After McGunnigle's pilot wasn't picked up, she decided to move (with her husband and two dogs) to Los Angeles anyway. There she settled into the audition mill, and, in the process, stopped doing what she does best, which is to create material. She also found herself at the mercy of others' decisions. "I had left it to other people to put me in the conversation, as opposed to putting myself there," says McGunnigle.

So she called DeRosse in Toronto and hatched the idea of writing and performing Tonight's Cancelled with him. Part of the show involved the resurrection of a pair of their Second City characters: McGunnigle as a sullen teenaged boy, and DeRosse as an understanding stepfather. From a poignant Second City sketch, the two characters are fleshed out for Tonight's Cancelled.

"It's typically portrayed as an unlovable relationship, but Jason and I are exploring it, and people have responded to it," the Ontario-bred comedian says. "And, in a sense, the characters are Jason and I. We bicker and yell, but we love each other regardless."

Compared to the have-suitcase-will-travel standup artists, sketch comedians have a tougher time finding stages upon which to work.
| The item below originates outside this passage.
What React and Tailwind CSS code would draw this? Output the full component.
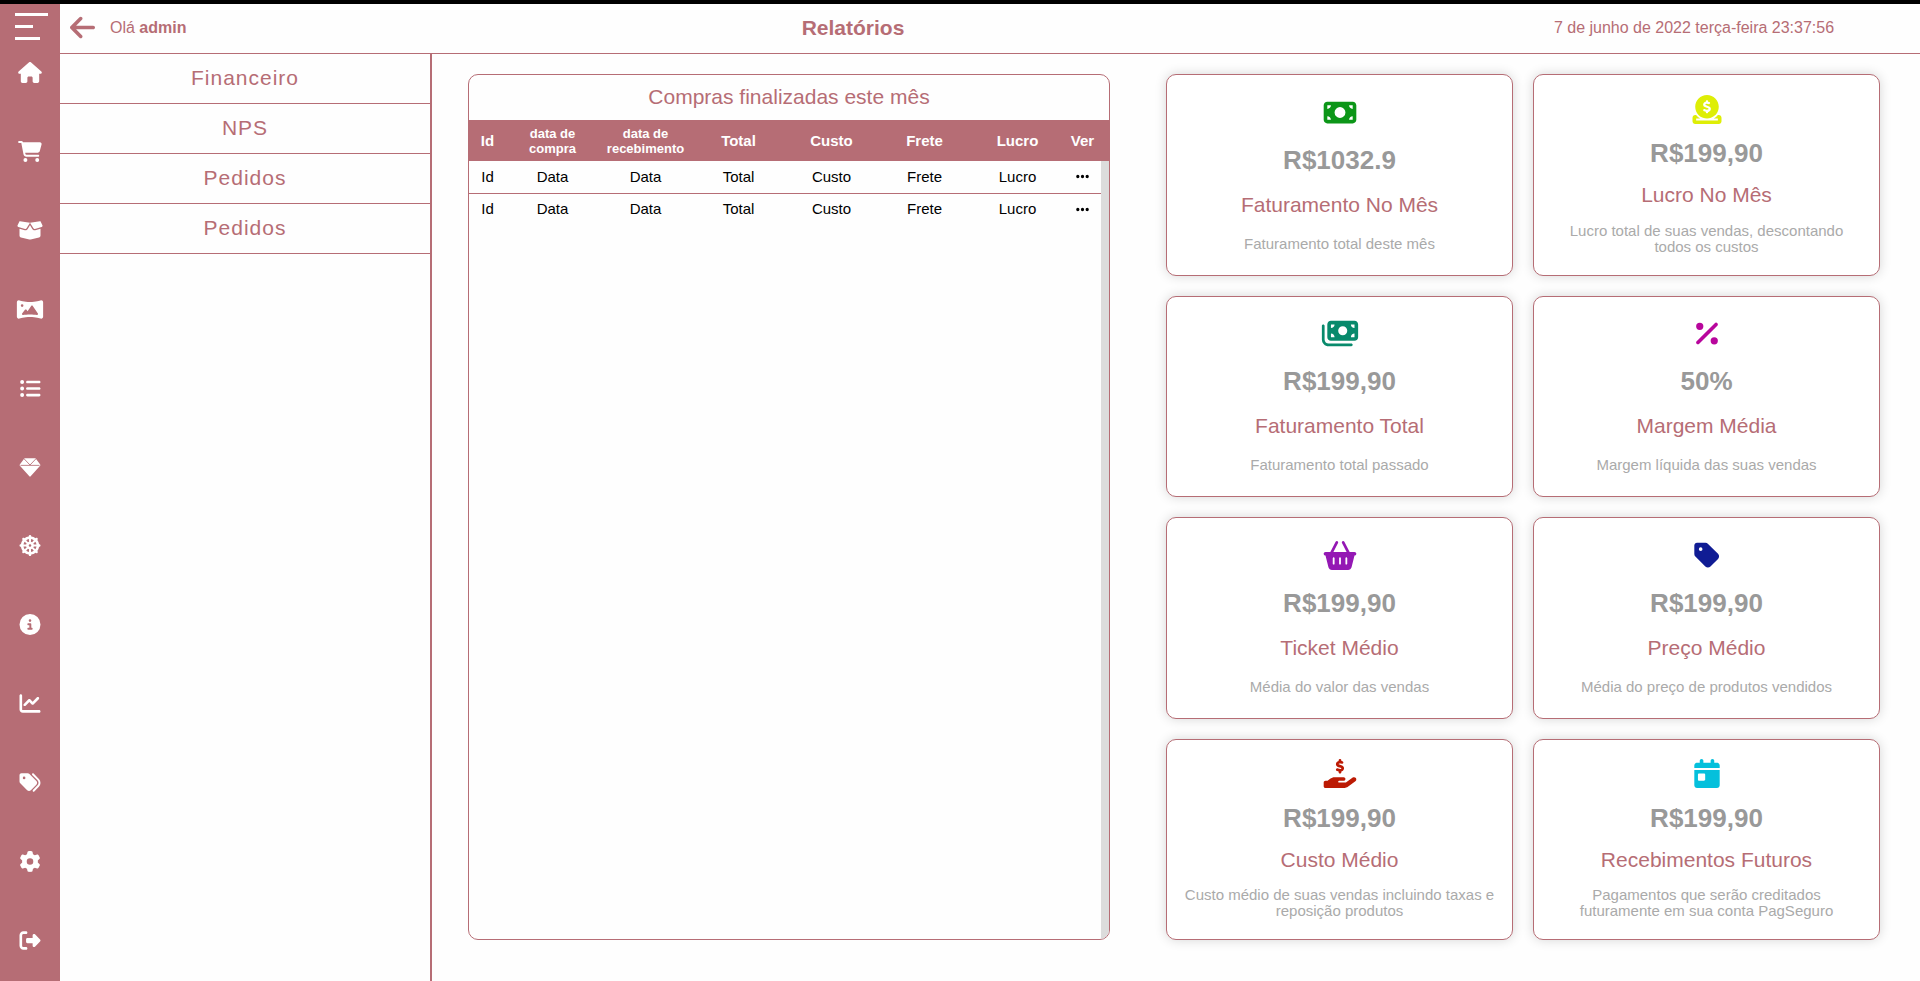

On stage, when McGunnigle and DeRosse more than once lament about paying to play, they were talking about entry fees of $600 to $700 (along with production costs) to mount a production at the Fringe. Artists receive the ticket revenue, but it's a roll of the dice.

Because Tonight's Cancelled was selected as one of the Toronto Fringe's top shows, the production was reprised at the Best of Fringe showcase at the Toronto Centre for the Arts. Those extra shows assured that the show was profitable for McGunnigle and DeRosse.

On the flip side, something like the surreal, brainy Behold, the Barfly! sketch show at the Fringe this summer, with its large cast and without benefit of extra Best of Fringe performances, would have been less profitable.

"It's ridiculous that we've decided to do this as a career," McGunnigle says of the ensemble comedy vocation. "There's no net."

As for the future, the hope is to tour Tonight's Cancelled on the Fringe circuit and to sketch festivals. After the frustration of Los Angeles – "I got a little sucky and really loved a glass of wine for a while," McGunnigle says with a laugh – the comedian's morale is back up, and she's still based in California.

"Creating the show has been an awakening and a reminding of what Jason and I are capable of," she says. "The successful people we all know, they didn't wait around. And I think that realization comes with failure."

Step by step, then, a comeback is in upward motion.